For the record
Survey shows county, city complying with public records laws
Editor's note: This is the first in a three-part series examining Alabama's public records and open meeting laws.
First in a series
Leada DeVaney, Hartselle Enquirer
Every so often, someone will come to Hartselle City Hall and request a copy of city council minutes.
When that happens, City Clerk Rita Lee goes to the vault where the minutes are held and then gives them to the person making the request. They can either take notes by hand or make a photocopy of the records for 50 cents a page.
"It doesn't happen too often, usually just when there is a controversial issue," Lee said. "When someone does make the request, we hand them over."
By doing so, Lee and the city are complying with Alabama's public records laws. Compliance with those laws has been highlighted in recent weeks through a series of articles by The Associated Press about access to public records throughout the state.

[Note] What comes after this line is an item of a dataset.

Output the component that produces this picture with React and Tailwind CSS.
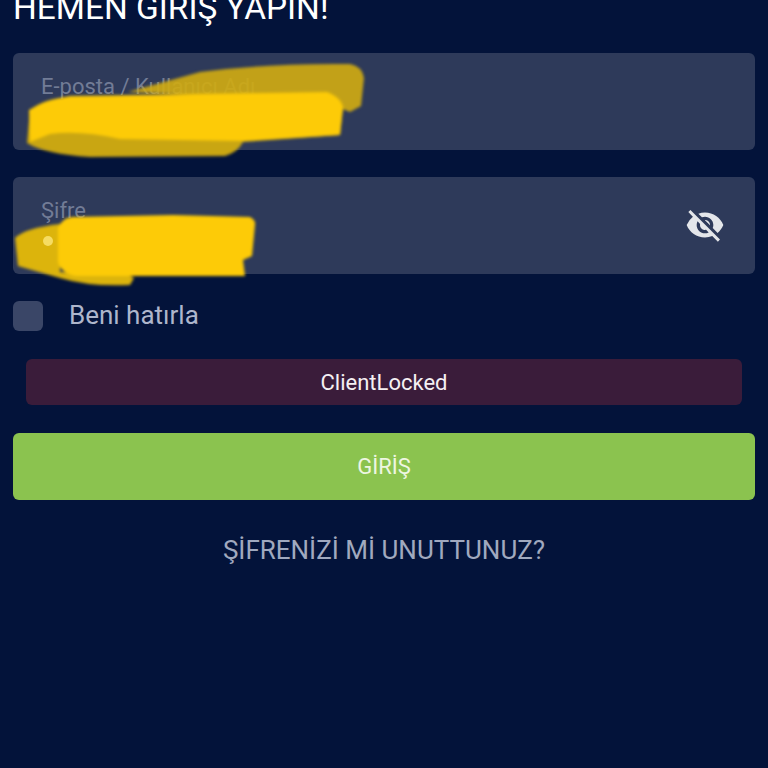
import React from 'react';
import { MdVisibilityOff } from 'react-icons/md';

const font = 'font-["Roboto","Noto_Sans",sans-serif]';

// The yellow marker strokes that hide the credentials
function Scribbles() {
  return (
    <svg className="absolute left-0 top-0 pointer-events-none" width="768" height="768" viewBox="0 0 768 768" fill="none">
      <g style={{ filter: 'blur(1.5px)' }}>
        <path d="M128 92 L200 72 Q270 63 350 64 Q362 66 364 78 L361 106 L350 112 L320 100 Z" fill="#cfaa12" fillOpacity="0.92" />
        <path d="M30 110 Q45 98 70 97 L327 93 Q342 98 343 108 L340 135 L243 142 Q238 152 225 156 L90 157 Q45 154 27 143 Z" fill="#c9a612" />
        <path d="M29 110 Q45 100 70 96 L327 92 Q342 98 343 108 L340 135 L243 141 L120 139 Q80 130 50 134 L30 142 Z" fill="#fdcb07" />
        <path d="M15 238 Q25 228 60 224 L60 272 L130 276 L134 278 L130 285 Q90 287 60 278 L18 266 Z" fill="#dcb40c" />
        <path d="M58 228 Q62 218 72 217 L173 215 L250 217 Q256 220 255 225 L252 256 L243 260 L245 276 L75 276 Q60 272 58 262 Z" fill="#fdcb07" />
      </g>
      <circle cx="48" cy="241" r="5" fill="#f6dc62" />
    </svg>
  );
}

function Field({ label, children }) {
  return (
    <div className="h-[97px] rounded-md bg-[#2e3a5a] pl-[28px] pr-[30px] flex items-center justify-between">
      <span className="text-[22px] leading-none text-[#727c96] -mt-[30px]">{label}</span>
      {children}
    </div>
  );
}

export default function App() {
  return (
    <div className={`relative h-[768px] w-[768px] overflow-hidden bg-[#03133a] px-[13px] ${font}`}>
      <h1 className="mt-[-12px] h-[40px] text-[33.4px] leading-[40px] text-white whitespace-nowrap">HEMEN GİRİŞ YAPIN!</h1>

      <div className="mt-[25px] flex flex-col gap-[27px]">
        <Field label="E-posta / Kullanıcı Adı" />
        <Field label="Şifre">
          <MdVisibilityOff size={40} className="mt-[-2px] text-[#e4e6ea]" />
        </Field>
      </div>

      <div className="mt-[27px] flex h-[30px] items-center gap-[26px]">
        <div className="h-[30px] w-[30px] rounded-md bg-[#3a4667]" />
        <span className="-mt-[2px] text-[26px] leading-none text-[#aeb6cc]">Beni hatırla</span>
      </div>

      <div className="mx-[13px] mt-[28px] flex h-[46px] items-center justify-center rounded-md bg-[#3a1c3a] text-[22px] text-[#f5f0f3]">
        ClientLocked
      </div>

      <button className="mt-[28px] flex h-[67px] w-full items-center justify-center rounded-md bg-[#8bc34f] text-[22px] text-[#eef6e2]">
        GİRİŞ
      </button>

      <p className="mt-[32px] text-center text-[26px] leading-[36px] text-[#a0a9bf]">ŞİFRENİZİ Mİ UNUTTUNUZ?</p>

      <Scribbles />
    </div>
  );
}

The articles, followed a statewide project by the Alabama Center for Open Government, the Associated Press Managing Editors Association, reporters from throughout the state, students and volunteers. Participants, including representatives from the Hartselle Enquirer, went to each county and some 189 cities in March to request the records. Survey participants requested minutes from county commission and city council meetings, the front page of police and sheriffs' incident reports, county jail logs, school superintendent evaluations and, where applicable, university crime reports. Those making the requests did not identify themselves as being from any certain organization.
Alabama law does not require someone to identify themselves or give a reason why they are requesting any public records.
According to the survey, the city of Hartselle, Hartselle Police Department and Hartselle City Schools complied with all requests. Morgan County, Morgan County Board of Education and the Morgan County Sheriff's Office also complied.
Lee said the city operates under the policy of access to all public records.
"We don't have any problem letting the people see the records," she said. "Sometimes, if someone is asking for receipts or something it can take a little while, but most of the time things are right there."
Alabama law requires requests for records to be filled in a "reasonable time." The law does not define "reasonable."
Lee said not all items are included in the minutes, however.
"We don't take minutes from work sessions because there is no official action being taken," she said. "And, all of the comments happen at a council meetings aren't included in the minutes. We just include the official actions taken."
Lee said the city also keeps a copy of its budget at the front desk so that anyone can come to city hall and view it.
While the survey showed Hartselle as compliant with the public records law, it revealed an array of problems in other parts of the state.
According to ALCOG, a third of government officials asked to produce records failed to comply.
In most instances, city council and commission meeting minutes were available. However, surveyors had some problems getting police and university crime reports and even greater difficulty viewing school superintendent evaluations.
Violating Alabama's public record law is a misdemeanor that could bring a maximum sentence of a year in jail. However, according to ALCOG, that punishment has never been used.